- _What to do_: Pictures should be excluded; otherwise, copy every entry exactly.

- _Data provided_:
>>

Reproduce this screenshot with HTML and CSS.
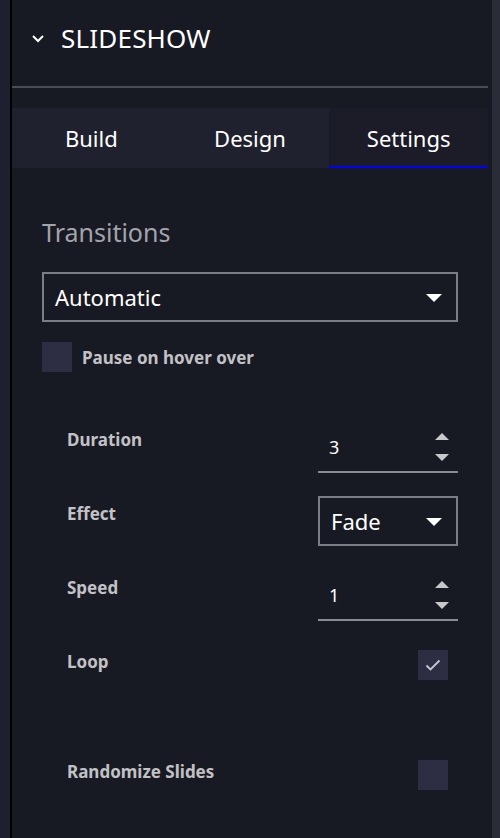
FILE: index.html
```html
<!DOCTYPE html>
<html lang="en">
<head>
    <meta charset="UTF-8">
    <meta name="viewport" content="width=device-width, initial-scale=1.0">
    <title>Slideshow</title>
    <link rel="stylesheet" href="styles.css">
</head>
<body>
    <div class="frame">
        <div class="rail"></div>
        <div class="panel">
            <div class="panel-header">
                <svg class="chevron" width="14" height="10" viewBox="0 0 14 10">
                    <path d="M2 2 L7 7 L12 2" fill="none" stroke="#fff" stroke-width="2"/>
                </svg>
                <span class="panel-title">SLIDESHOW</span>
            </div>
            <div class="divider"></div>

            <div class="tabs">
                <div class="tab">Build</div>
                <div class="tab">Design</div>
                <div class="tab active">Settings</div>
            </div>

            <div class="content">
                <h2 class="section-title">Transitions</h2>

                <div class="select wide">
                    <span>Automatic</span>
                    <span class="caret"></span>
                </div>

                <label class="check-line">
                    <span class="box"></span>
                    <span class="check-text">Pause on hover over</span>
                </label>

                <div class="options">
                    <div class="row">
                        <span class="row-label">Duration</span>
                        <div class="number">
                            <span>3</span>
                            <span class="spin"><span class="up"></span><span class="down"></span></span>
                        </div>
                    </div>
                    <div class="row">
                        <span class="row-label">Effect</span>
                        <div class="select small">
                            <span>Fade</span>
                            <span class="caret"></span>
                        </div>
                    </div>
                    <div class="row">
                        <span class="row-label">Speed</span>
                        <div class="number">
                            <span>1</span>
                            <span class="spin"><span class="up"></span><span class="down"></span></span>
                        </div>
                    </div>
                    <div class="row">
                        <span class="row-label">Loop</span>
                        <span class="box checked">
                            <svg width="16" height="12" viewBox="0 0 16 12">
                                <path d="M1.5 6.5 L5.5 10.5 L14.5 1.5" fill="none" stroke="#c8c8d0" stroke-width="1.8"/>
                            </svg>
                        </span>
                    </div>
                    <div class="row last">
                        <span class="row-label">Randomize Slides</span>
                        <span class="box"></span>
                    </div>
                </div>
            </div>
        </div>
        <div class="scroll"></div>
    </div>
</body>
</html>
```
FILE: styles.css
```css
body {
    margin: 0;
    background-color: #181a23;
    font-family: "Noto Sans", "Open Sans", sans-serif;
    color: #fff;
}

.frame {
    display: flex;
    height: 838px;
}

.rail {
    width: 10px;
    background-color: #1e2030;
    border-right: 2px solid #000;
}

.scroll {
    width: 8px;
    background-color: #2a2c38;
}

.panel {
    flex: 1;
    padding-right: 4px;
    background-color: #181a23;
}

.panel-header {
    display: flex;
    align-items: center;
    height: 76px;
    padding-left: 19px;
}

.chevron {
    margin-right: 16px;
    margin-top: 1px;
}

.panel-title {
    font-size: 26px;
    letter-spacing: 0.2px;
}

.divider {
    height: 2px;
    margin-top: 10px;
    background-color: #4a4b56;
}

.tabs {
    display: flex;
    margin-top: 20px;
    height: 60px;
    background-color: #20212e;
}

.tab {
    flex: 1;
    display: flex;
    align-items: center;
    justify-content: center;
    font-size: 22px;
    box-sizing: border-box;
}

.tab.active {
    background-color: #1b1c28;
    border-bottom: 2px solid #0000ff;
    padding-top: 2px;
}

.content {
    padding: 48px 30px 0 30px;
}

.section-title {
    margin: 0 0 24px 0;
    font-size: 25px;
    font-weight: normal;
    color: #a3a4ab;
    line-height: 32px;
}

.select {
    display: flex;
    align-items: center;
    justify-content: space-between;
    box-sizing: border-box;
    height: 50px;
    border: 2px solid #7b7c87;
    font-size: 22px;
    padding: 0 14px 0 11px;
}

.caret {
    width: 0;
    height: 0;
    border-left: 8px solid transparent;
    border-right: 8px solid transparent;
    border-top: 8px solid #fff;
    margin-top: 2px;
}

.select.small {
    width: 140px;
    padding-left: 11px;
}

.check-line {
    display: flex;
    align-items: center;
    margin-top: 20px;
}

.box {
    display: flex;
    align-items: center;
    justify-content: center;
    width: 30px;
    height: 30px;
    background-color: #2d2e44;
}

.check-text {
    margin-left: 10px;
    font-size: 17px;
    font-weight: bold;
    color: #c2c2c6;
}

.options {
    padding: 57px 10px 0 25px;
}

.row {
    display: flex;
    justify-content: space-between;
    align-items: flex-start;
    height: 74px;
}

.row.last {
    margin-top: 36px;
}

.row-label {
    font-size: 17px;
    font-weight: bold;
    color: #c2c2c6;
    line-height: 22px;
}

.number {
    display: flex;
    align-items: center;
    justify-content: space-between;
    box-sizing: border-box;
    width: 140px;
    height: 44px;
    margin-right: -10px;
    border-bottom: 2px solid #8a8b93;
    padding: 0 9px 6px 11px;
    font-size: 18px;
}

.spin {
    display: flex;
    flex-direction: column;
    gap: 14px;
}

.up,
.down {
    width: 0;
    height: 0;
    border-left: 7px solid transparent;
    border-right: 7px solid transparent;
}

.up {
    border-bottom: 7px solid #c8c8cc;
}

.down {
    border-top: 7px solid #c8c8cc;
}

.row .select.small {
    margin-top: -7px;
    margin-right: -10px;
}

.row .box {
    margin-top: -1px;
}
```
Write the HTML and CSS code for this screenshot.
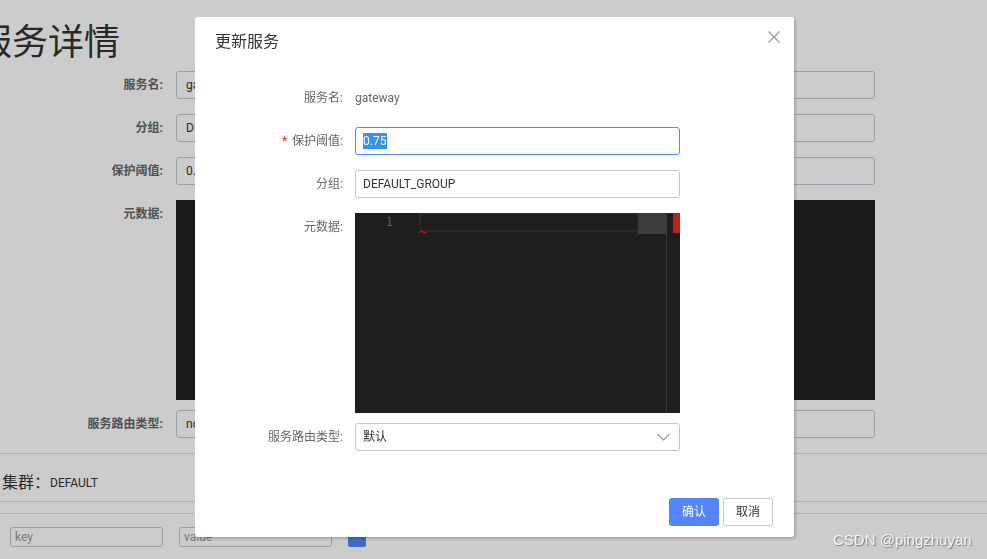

<<

- _Full answer_:
Reproduce this screenshot with HTML and CSS.
FILE: index.html
```html
<!DOCTYPE html>
<html lang="en">
<head>
    <meta charset="UTF-8">
    <meta name="viewport" content="width=device-width, initial-scale=1.0">
    <title>Slideshow</title>
    <link rel="stylesheet" href="styles.css">
</head>
<body>
    <div class="frame">
        <div class="rail"></div>
        <div class="panel">
            <div class="panel-header">
                <svg class="chevron" width="14" height="10" viewBox="0 0 14 10">
                    <path d="M2 2 L7 7 L12 2" fill="none" stroke="#fff" stroke-width="2"/>
                </svg>
                <span class="panel-title">SLIDESHOW</span>
            </div>
            <div class="divider"></div>

            <div class="tabs">
                <div class="tab">Build</div>
                <div class="tab">Design</div>
                <div class="tab active">Settings</div>
            </div>

            <div class="content">
                <h2 class="section-title">Transitions</h2>

                <div class="select wide">
                    <span>Automatic</span>
                    <span class="caret"></span>
                </div>

                <label class="check-line">
                    <span class="box"></span>
                    <span class="check-text">Pause on hover over</span>
                </label>

                <div class="options">
                    <div class="row">
                        <span class="row-label">Duration</span>
                        <div class="number">
                            <span>3</span>
                            <span class="spin"><span class="up"></span><span class="down"></span></span>
                        </div>
                    </div>
                    <div class="row">
                        <span class="row-label">Effect</span>
                        <div class="select small">
                            <span>Fade</span>
                            <span class="caret"></span>
                        </div>
                    </div>
                    <div class="row">
                        <span class="row-label">Speed</span>
                        <div class="number">
                            <span>1</span>
                            <span class="spin"><span class="up"></span><span class="down"></span></span>
                        </div>
                    </div>
                    <div class="row">
                        <span class="row-label">Loop</span>
                        <span class="box checked">
                            <svg width="16" height="12" viewBox="0 0 16 12">
                                <path d="M1.5 6.5 L5.5 10.5 L14.5 1.5" fill="none" stroke="#c8c8d0" stroke-width="1.8"/>
                            </svg>
                        </span>
                    </div>
                    <div class="row last">
                        <span class="row-label">Randomize Slides</span>
                        <span class="box"></span>
                    </div>
                </div>
            </div>
        </div>
        <div class="scroll"></div>
    </div>
</body>
</html>
```
FILE: styles.css
```css
body {
    margin: 0;
    background-color: #181a23;
    font-family: "Noto Sans", "Open Sans", sans-serif;
    color: #fff;
}

.frame {
    display: flex;
    height: 838px;
}

.rail {
    width: 10px;
    background-color: #1e2030;
    border-right: 2px solid #000;
}

.scroll {
    width: 8px;
    background-color: #2a2c38;
}

.panel {
    flex: 1;
    padding-right: 4px;
    background-color: #181a23;
}

.panel-header {
    display: flex;
    align-items: center;
    height: 76px;
    padding-left: 19px;
}

.chevron {
    margin-right: 16px;
    margin-top: 1px;
}

.panel-title {
    font-size: 26px;
    letter-spacing: 0.2px;
}

.divider {
    height: 2px;
    margin-top: 10px;
    background-color: #4a4b56;
}

.tabs {
    display: flex;
    margin-top: 20px;
    height: 60px;
    background-color: #20212e;
}

.tab {
    flex: 1;
    display: flex;
    align-items: center;
    justify-content: center;
    font-size: 22px;
    box-sizing: border-box;
}

.tab.active {
    background-color: #1b1c28;
    border-bottom: 2px solid #0000ff;
    padding-top: 2px;
}

.content {
    padding: 48px 30px 0 30px;
}

.section-title {
    margin: 0 0 24px 0;
    font-size: 25px;
    font-weight: normal;
    color: #a3a4ab;
    line-height: 32px;
}

.select {
    display: flex;
    align-items: center;
    justify-content: space-between;
    box-sizing: border-box;
    height: 50px;
    border: 2px solid #7b7c87;
    font-size: 22px;
    padding: 0 14px 0 11px;
}

.caret {
    width: 0;
    height: 0;
    border-left: 8px solid transparent;
    border-right: 8px solid transparent;
    border-top: 8px solid #fff;
    margin-top: 2px;
}

.select.small {
    width: 140px;
    padding-left: 11px;
}

.check-line {
    display: flex;
    align-items: center;
    margin-top: 20px;
}

.box {
    display: flex;
    align-items: center;
    justify-content: center;
    width: 30px;
    height: 30px;
    background-color: #2d2e44;
}

.check-text {
    margin-left: 10px;
    font-size: 17px;
    font-weight: bold;
    color: #c2c2c6;
}

.options {
    padding: 57px 10px 0 25px;
}

.row {
    display: flex;
    justify-content: space-between;
    align-items: flex-start;
    height: 74px;
}

.row.last {
    margin-top: 36px;
}

.row-label {
    font-size: 17px;
    font-weight: bold;
    color: #c2c2c6;
    line-height: 22px;
}

.number {
    display: flex;
    align-items: center;
    justify-content: space-between;
    box-sizing: border-box;
    width: 140px;
    height: 44px;
    margin-right: -10px;
    border-bottom: 2px solid #8a8b93;
    padding: 0 9px 6px 11px;
    font-size: 18px;
}

.spin {
    display: flex;
    flex-direction: column;
    gap: 14px;
}

.up,
.down {
    width: 0;
    height: 0;
    border-left: 7px solid transparent;
    border-right: 7px solid transparent;
}

.up {
    border-bottom: 7px solid #c8c8cc;
}

.down {
    border-top: 7px solid #c8c8cc;
}

.row .select.small {
    margin-top: -7px;
    margin-right: -10px;
}

.row .box {
    margin-top: -1px;
}
```
Write the HTML and CSS code for this screenshot.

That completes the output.